Goode presents with a straightforward directness and admirable neatness where Zacharias goes for a more rounded quality. Zacharias finds more expectancy and excitement in the transitional theme (tr. 5 0:30) and his sforzandi effects (e.g. 0:45) are more lightly applied, his second theme (1:05) creamier, third theme (1:42) sprightly and dainty where Goode’s is happy just to be brightly distilled. Goode’s account has a more disciplined sense of structure where Zacharias has a more relaxed, softer focus. As pianist he contributes an easygoing, light-hearted ebullience and while his runs introduce an impression of more momentum this is finely balanced with the orchestra in accompaniment often savouring the moment, both together securing a more joyous atmosphere than Goode’s high spirits. Goode’s development is his time for more relaxation where Zacharias (5:20) is fluent and whimsical through its wide ranging modulations. Zacharias reveals the masterly combination in Mozart’s cadenza of florid display, thematic clarity and reflective grace. Goode is more openly virtuosic but Zacharias’ greater internal contrast of pace brings more variety of mood.
Zacharias seems to inhabit the grief of the G minor slow movement from the inside whereas Goode contemplates it from the outside. Zacharias brings a gently plaintive quality to the theme but there’s a gradual revelation of the cumulative weight of sorrow through the first three variations. There’s a poised presentation to Variation 1 (tr. 6 1:36), the piano’s floridity here put to the service of depth of expression. In Variation 2 (3:12) the piano assuages the intensity and slight increase of momentum of the woodwind opening. Variation 3 (4:44) is made an orchestral climax of stark, raw emotion, the piano endorsing and clarifying the feeling. Variation 4 (6:16) brings the sudden, welcome balm of G major which finds Zacharias and his orchestra with an intent gaze, as if half disbelieving. This sense of strangeness continues as they are more comfortable and flowing with the return to G minor in Variation 5 (7:30) in whose coda (8:30), transfixed by the four notes opening the theme, Zacharias slows a little as if freezing time, fascinated by the beauty of this grief. So in this movement Zacharias finds an expressive and colourful romanticism without detriment to classical form and scale. Goode remains more objective. In the climactic Variation 3 the orchestra is more frenzied, the piano more coolly reflective. The relief of Variation 4 is gratefully accepted but the restlessness of the movement opening returns in Variation 5 with a feel of classical probity and decently contemplative coda.
Having been more reserved in the slow movement, Goode is more vivacious in the rondo finale. Zacharias, more eloquent in the slow movement, is here more mellow. He handles the transitional theme which opens the first episode (tr. 7 1:10) in a more reflective manner and the dancing second theme (1:50) isn’t as high kicking as Goode’s.
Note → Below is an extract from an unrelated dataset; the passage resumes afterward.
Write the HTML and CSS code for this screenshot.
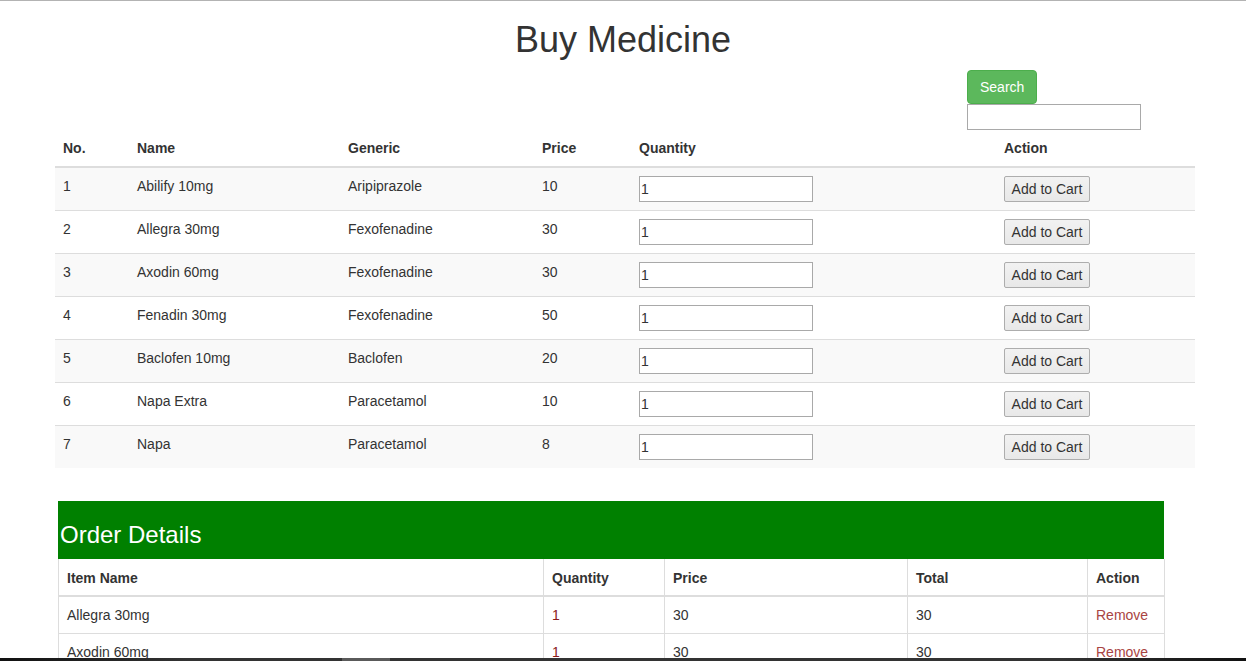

Zacharias’ eingang, the short improvisatory passage at 3:01, less showy than Goode’s, simply echoes the violins and violas in a slightly slower rhythm. Zacharias’ second episode (3:40) is cloudier but not as forcefully sullen as Goode’s. Yet, except for the initial two sforzandi, it isn’t marked louder and Zacharias blends it seamlessly with the return of the transitional theme and his sober take on the dancing theme. He also brings more glow to the stealthy return of the rondo theme on first oboe and second horn beneath the piano decoration. His cadenza glitters yet has slightly more reflection and less froth than Goode’s. In sum, Zacharias’ Mozart is generally quite laid back but he gives well considered performances which repay the repeated listening a disc allows.